That matters here because self-defense against multiple opponents is inherently a dual-task problem. It is not only physical. It also requires the simultaneous management of perception, orientation, and decision-making while movement is already underway.
As cognitive load increases, motor execution becomes less stable and less precise. Under stress, reaction time slows, information processing degrades, and attentional stability is reduced (Harris et al., 2005; Morgan et al., 2001). Stress and anxiety also alter attentional control by increasing susceptibility to competing stimuli and taxing the cognitive resources needed to sustain performance across shifting demands (Eysenck et al., 2007; Flood & Keegan, 2022).
This is part of why technique complexity becomes such a problem.
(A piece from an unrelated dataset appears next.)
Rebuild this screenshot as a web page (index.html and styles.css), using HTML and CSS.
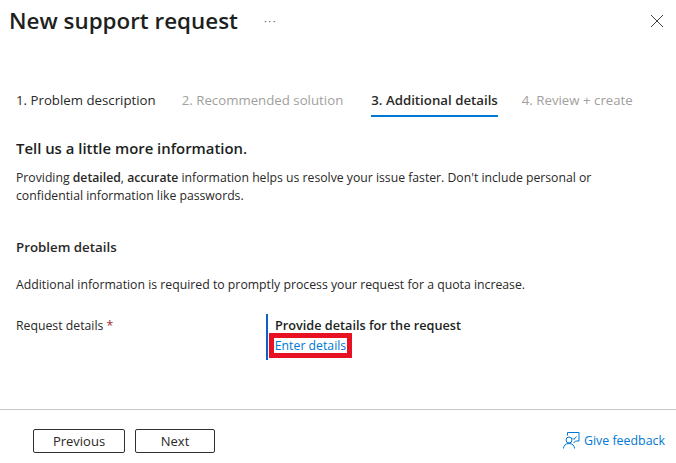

Under controlled conditions, multi-step techniques can be practiced, refined, and applied effectively. Under pressure, particularly when multiple people are moving at once, the reliability of those sequences declines as the practitioner must manage both immediate physical engagement and the broader environment simultaneously (McPhee et al., 2022; Harris et al., 2005; Morgan et al., 2001).
Exposure to Additional Threats
Focusing on one individual creates an exposure gap. Once attention is committed to that immediate engagement, other threats may approach from outside the practitioner’s immediate field of awareness. From a perception–action perspective, effective behavior depends on continuous sampling of environmental information. When attention becomes narrowly focused on a single individual, access to that information is reduced, limiting the ability to detect and respond to additional threats (Warren, 2006).
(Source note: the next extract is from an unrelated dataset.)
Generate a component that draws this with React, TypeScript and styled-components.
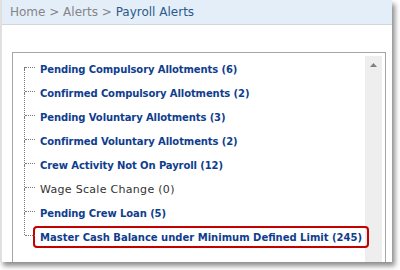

Research on stress and attention supports this concern, though it requires precise framing. Stress does not simply eliminate top-down attention. Rather, it can alter how attention is deployed and sustained, including the way attentional resources are allocated to task demands under pressure (Larra et al., 2022). In practical terms, that means a practitioner may remain intensely focused while still becoming less adaptable to changes elsewhere in the environment.
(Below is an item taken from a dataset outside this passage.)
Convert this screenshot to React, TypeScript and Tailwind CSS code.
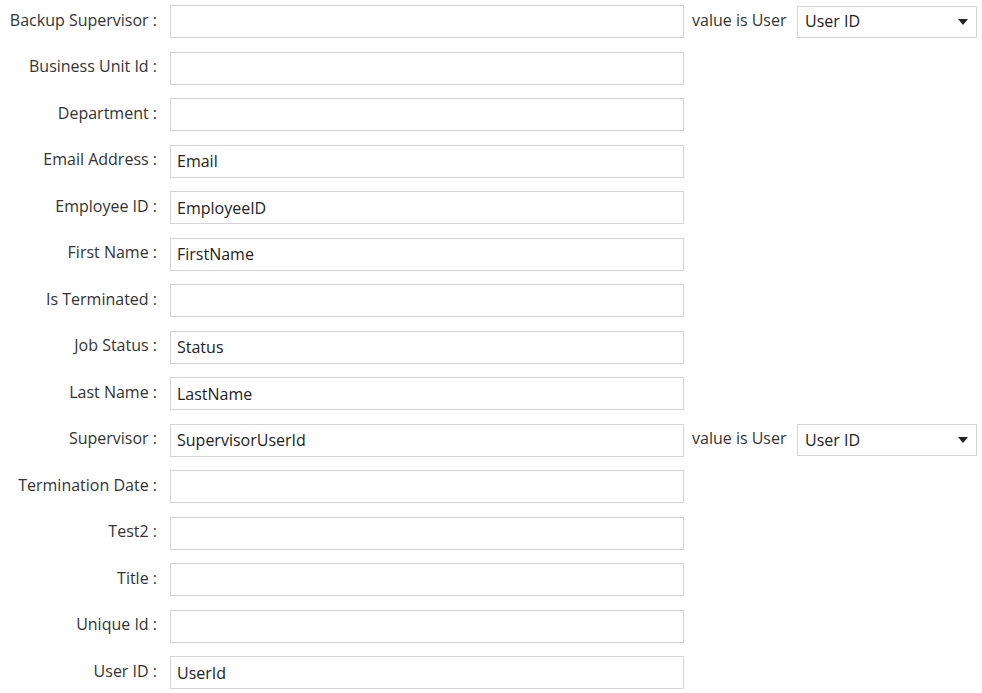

That is the deeper problem in bjj vs multiple attackers. The issue is not whether the system contains effective grappling techniques. It is whether the attentional, spatial, and temporal costs of applying them to one person increase vulnerability to everyone else present.
SECTION SUMMARY
The limitation is not that grappling or control-based techniques are ineffective, but that they depend on conditions that are difficult to preserve in multi-attacker environments. Time becomes constrained, attention must be divided, and movement must remain adaptable as conditions change. As these demands increase, prolonged engagement with a single individual becomes less viable, not because the techniques fail, but because the environment no longer supports their application.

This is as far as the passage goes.